Die mit Schreiben vom 10.11.2010 eingelegte Beschwerde der Beschwerdeführer wegen Verfahrensverschleppung ist als Untätigkeitsbeschwerde auszulegen. Einen eigenständigen Rechtsbehelf zur Einlegung eines Rechtsmittels wegen Verfahrensverschleppung gibt es nach derzeitiger Rechtslage nicht. Mit ihrer am 15.11.2010 erhobenen Untätigkeitsbeschwerde machen die Beschwerdeführer eine Untätigkeit des Sozialgerichts (SG) Köln im Verfahren S 13 AS 44/09 geltend. Die Untätigkeitsbeschwerde hat keinen Erfolg.

1. Einen eigenständigen Rechtsbehelf der Untätigkeitsbeschwerde gibt es nach derzeitiger Rechtslage nicht. Denn die Untätigkeitsbeschwerde ist derzeit im Gesetz nicht vorgesehen.

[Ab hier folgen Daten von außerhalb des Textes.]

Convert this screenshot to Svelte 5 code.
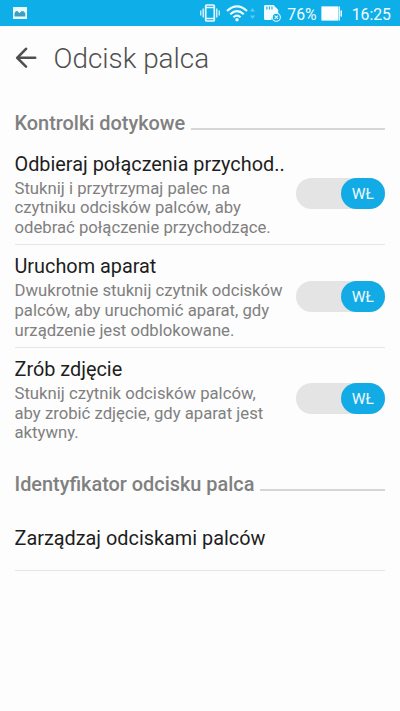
<script lang="ts">
  type Setting = {
    id: string;
    title: string;
    summary: string;
    enabled: boolean;
  };

  let settings: Setting[] = $state([
    {
      id: "calls",
      title: "Odbieraj połączenia przychod..",
      summary: "Stuknij i przytrzymaj palec na czytniku odcisków palców, aby odebrać połączenie przychodzące.",
      enabled: true,
    },
    {
      id: "camera",
      title: "Uruchom aparat",
      summary: "Dwukrotnie stuknij czytnik odcisków palców, aby uruchomić aparat, gdy urządzenie jest odblokowane.",
      enabled: true,
    },
    {
      id: "photo",
      title: "Zrób zdjęcie",
      summary: "Stuknij czytnik odcisków palców, aby zrobić zdjęcie, gdy aparat jest aktywny.",
      enabled: true,
    },
  ]);
</script>

<div class="screen">
  <div class="status">
    <svg class="picture" width="14" height="12" viewBox="0 0 14 12">
      <rect width="14" height="12" rx="0.5" fill="#e9fbff" />
      <path d="M1.5 9.5V6.2Q3.4 2.2 5.6 5.2L6.6 6Q9.6 1.8 12.3 6.2v3.3z" fill="#3f9fc0" />
    </svg>
    <div class="indicators">
      <svg class="vibrate" width="20" height="18" viewBox="0 0 20 18" fill="none" stroke="#e9fbff">
        <rect x="5.7" y="1" width="8.6" height="16" rx="1" stroke-width="1.7" />
        <path d="M6 3.5h8M6 14.5h8" stroke-width="1.5" />
        <path d="M3.2 4.5v9M16.8 4.5v9" stroke-width="1.3" />
        <path d="M0.8 6.5v5M19.2 6.5v5" stroke-width="1.2" />
      </svg>
      <svg class="wifi" width="22" height="17" viewBox="0 0 22 17" fill="none" stroke="#f2fdff" stroke-width="2.1">
        <path d="M1 6Q11-3.2 21 6M4.2 9.2Q11 3 17.8 9.2M7.4 12.2Q11 9 14.6 12.2" />
        <circle cx="11" cy="14.7" r="1.7" fill="#f2fdff" stroke="none" />
      </svg>
      <svg class="traffic" width="5" height="13" viewBox="0 0 6 13" fill="#61cbed">
        <path d="M3 0l3 4H0zM0 9h6l-3 4z" />
      </svg>
      <svg class="sim" width="18" height="17" viewBox="0 0 19 18">
        <path d="M1.5 0H10l5 5v5.5A5.2 5.2 0 0 0 8 16H1.5A1.5 1.5 0 0 1 0 14.5v-13A1.5 1.5 0 0 1 1.5 0z" fill="#f2fdff" />
        <path d="M3 1.5v3.3M5.7 1.5v3.3M8.4 1.5v3.3" stroke="#0eaee8" stroke-width="1.2" />
        <circle cx="13" cy="13" r="4.3" fill="#0eaee8" stroke="#f2fdff" stroke-width="1.1" />
        <path d="M11.2 11.2l3.6 3.6M14.8 11.2l-3.6 3.6" stroke="#f2fdff" stroke-width="1.1" />
      </svg>
      <span class="percent">76%</span>
      <svg class="battery" width="22" height="15" viewBox="0 0 22 15">
        <path d="M0.5 0.5h18v4h2.5v6h-2.5v4h-18z" fill="#8adaf4" />
        <path d="M0.5 0.5H17v14H0.5z" fill="#fff" />
        <path d="M18.4 0.5v14M20.5 4.5v6" stroke="#e9fbff" stroke-width="1" />
      </svg>
      <span class="clock">16:25</span>
    </div>
  </div>

  <header>
    <button class="back" type="button" aria-label="Wstecz">
      <svg width="22" height="22" viewBox="0 0 22 22" fill="none" stroke="#4f4f4f" stroke-width="2.6" stroke-linecap="round" stroke-linejoin="round">
        <path d="M11 1.8L2.2 10.8l8.8 8.8M2.6 10.8h17.6" />
      </svg>
    </button>
    <h1>Odcisk palca</h1>
  </header>

  <main>
    <h2>Kontrolki dotykowe</h2>

    {#each settings as setting (setting.id)}
      <section class="setting">
        <div class="text">
          <h3>{setting.title}</h3>
          <p>{setting.summary}</p>
        </div>
        <button
          class="toggle"
          class:on={setting.enabled}
          type="button"
          role="switch"
          aria-checked={setting.enabled}
          aria-label={setting.title}
          onclick={() => (setting.enabled = !setting.enabled)}
        >
          <span class="knob">{setting.enabled ? "WŁ" : "WYŁ"}</span>
        </button>
      </section>
    {/each}

    <h2 class="second">Identyfikator odcisku palca</h2>
    <section class="link">
      <h3>Zarządzaj odciskami palców</h3>
    </section>
  </main>
</div>

<style>
  :global(body) {
    margin: 0;
    background: #fdfdfd;
  }

  .screen {
    height: 711px;
    overflow: hidden;
    background: #fdfdfd;
    font-family: Roboto, "Noto Sans", sans-serif;
  }

  h1,
  h2,
  h3,
  p {
    margin: 0;
  }

  button {
    padding: 0;
    border: none;
    background: none;
    font-family: inherit;
    cursor: pointer;
  }

  svg {
    display: block;
    flex: none;
  }

  .status {
    display: flex;
    align-items: center;
    justify-content: space-between;
    height: 26px;
    padding: 0 9px 0 13px;
    box-sizing: border-box;
    background: #0eaee8;
    color: #f2fdff;
    font-size: 15.8px;
    line-height: 26px;
  }

  .indicators {
    display: flex;
    align-items: center;
    white-space: nowrap;
  }

  .wifi {
    margin-left: 6px;
  }

  .traffic {
    margin-left: 2px;
  }

  .sim {
    margin-left: 9px;
  }

  .percent {
    margin: 3px 0 0 5px;
  }

  .battery {
    margin-left: 4px;
  }

  .clock {
    margin: 3px 0 0 9px;
  }

  header {
    display: flex;
    align-items: center;
    height: 64px;
    padding-left: 15px;
  }

  .back {
    width: 22px;
  }

  h1 {
    margin: 2px 0 0 16.5px;
    color: #4f4f4f;
    font-size: 27.9px;
    font-weight: 300;
    line-height: 34px;
    white-space: nowrap;
  }

  main {
    padding: 0 15px 0 14.5px;
  }

  h2 {
    display: flex;
    align-items: flex-start;
    height: 45.5px;
    box-sizing: border-box;
    margin-top: 7px;
    padding-top: 15px;
    color: #808080;
    font-size: 19.9px;
    font-weight: 500;
    line-height: 24px;
    white-space: nowrap;
  }

  h2::after {
    content: "";
    flex: 1;
    height: 2px;
    margin: 15.5px 0 0 6px;
    background: #d6d6d6;
  }

  .setting {
    display: flex;
    justify-content: space-between;
    height: 102.67px;
    box-sizing: border-box;
    border-bottom: 1px solid #e6e6e6;
  }

  .setting:has(+ h2) {
    border-bottom-color: transparent;
  }

  .text {
    width: 270px;
    padding-top: 9px;
  }

  h3 {
    color: #1e1e1e;
    font-size: 19.85px;
    font-weight: 400;
    line-height: 25px;
    white-space: nowrap;
  }

  p {
    margin-top: 2px;
    color: #808080;
    font-size: 16.7px;
    line-height: 19.7px;
  }

  .toggle {
    display: flex;
    width: 89px;
    height: 31px;
    margin-top: 35.4px;
    border-radius: 15.5px;
    background: #e4e4e4;
  }

  .toggle.on {
    justify-content: flex-end;
  }

  .knob {
    width: 44.5px;
    height: 31px;
    border-radius: 15.5px;
    background: #b0b0b0;
    color: #effaff;
    font-size: 15.5px;
    line-height: 33px;
    text-align: center;
  }

  .on .knob {
    background: #12abe6;
  }

  .second {
    height: 50.5px;
    margin-top: 8px;
  }

  .link {
    display: flex;
    align-items: center;
    height: 60px;
    padding-bottom: 1px;
    box-sizing: border-box;
    border-bottom: 1px solid #e6e6e6;
    height: 62px;
  }
</style>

Nach höchstrichterlicher Rechtsprechung kann der Rechtsbehelf der Untätigkeitsbeschwerde auch nicht durch richterrechtliche Rechtsfortbildung entwickelt bzw. begründet werden. Denn dies widerspräche dem rechtsstaatlichen Erfordernis der Messbarkeit und Vorhersehbarkeit des staatlichen Handelns (so Bundessozialgericht (BSG), Beschluss vom 21.05.2007, B 1 AR 4/07 S, SozR 4-1500 § 160a Nr. 17 m.N. auch zur Rechtsprechung des Bundesfinanzhofs sowie des Bundesverwaltungsgerichts).

Das Bundesverfassungsgericht (BVerfG) hat entschieden, dass sich aus dem Rechtsstaatsgebot das Gebot der Rechtsmittelklarheit ableitet (BVerfGE 107, 395 (416)). Dies bedeutet, dass dem Rechtsuchenden der Weg zur Überprüfung richterlicher Entscheidungen klar vorzuzeichnen ist. Die richterrechtliche Schaffung ungeschriebener außerordentlicher Rechtsbehelfe widerspräche diesem Gebot (BSG a.a.O., vgl. hierzu Söhngen in: JurisPR-SozR 22/2007, Anm. 5; dem 1. Senat des BSG folgend: BSG, Beschluss des 2. Senats vom 04.09.2007, B 2 U 308/06 B, SozR 4-1500 § 160a Nr. 18; BSG, Beschluss des 7. Senats vom 28.02.2008, B 7 AL 109/07 B, Juris; BSG, Beschluss des 6. Senats vom 06.02.2008, B 6 KA 61/07 B, Juris; vgl. ferner Bundesverwaltungsgericht, Beschluss vom 13.03.2008, 7 B 4/08, Juris). Das Bundesverfassungsgericht hat mit Kammerbeschluss vom 16.01.2007 (1 BVR 2803/06, NJW 2007, 2538) entschieden, dass es "gegen die verfassungsrechtlichen Anforderungen an die Rechtsmittelklarheit (verstößt), wenn von der Rechtsprechung außerordentliche Rechtsbehelfe außerhalb des geschriebenen Rechts geschaffen werden, um tatsächliche oder vermeintliche Lücken im bisherigen Rechtsschutzsystem zu schließen".

2. Die Untätigkeitsbeschwerde der Beschwerdeführer wäre im Übrigen - ihre Statthaftigkeit unterstellt - auch unbegründet. Denn eine objektiv vorwerfbare Untätigkeit des SG ist nicht erkennbar. Nach Aktenlage hat das SG unter dem 15.09.2010 eine Anfrage an die Sparkasse L gerichtet. Auf die Erinnerungen des SG vom 21.10.2010 und 12.11.2010 ist (nach Einlegung der Beschwerde) unter dem 24.11.2010 eine Stellungnahme der Sparkasse L erfolgt. Vor diesem Hintergrund ist eine objektiv vorwerfbare Untätigkeit des SG nicht ersichtlich.

3. Die Kostenentscheidung folgt aus einer entsprechenden Anwendung des § 193 SGG.

4. Dieser Beschluss ist mit der Beschwerde nicht angreifbar (§ 177 SGG).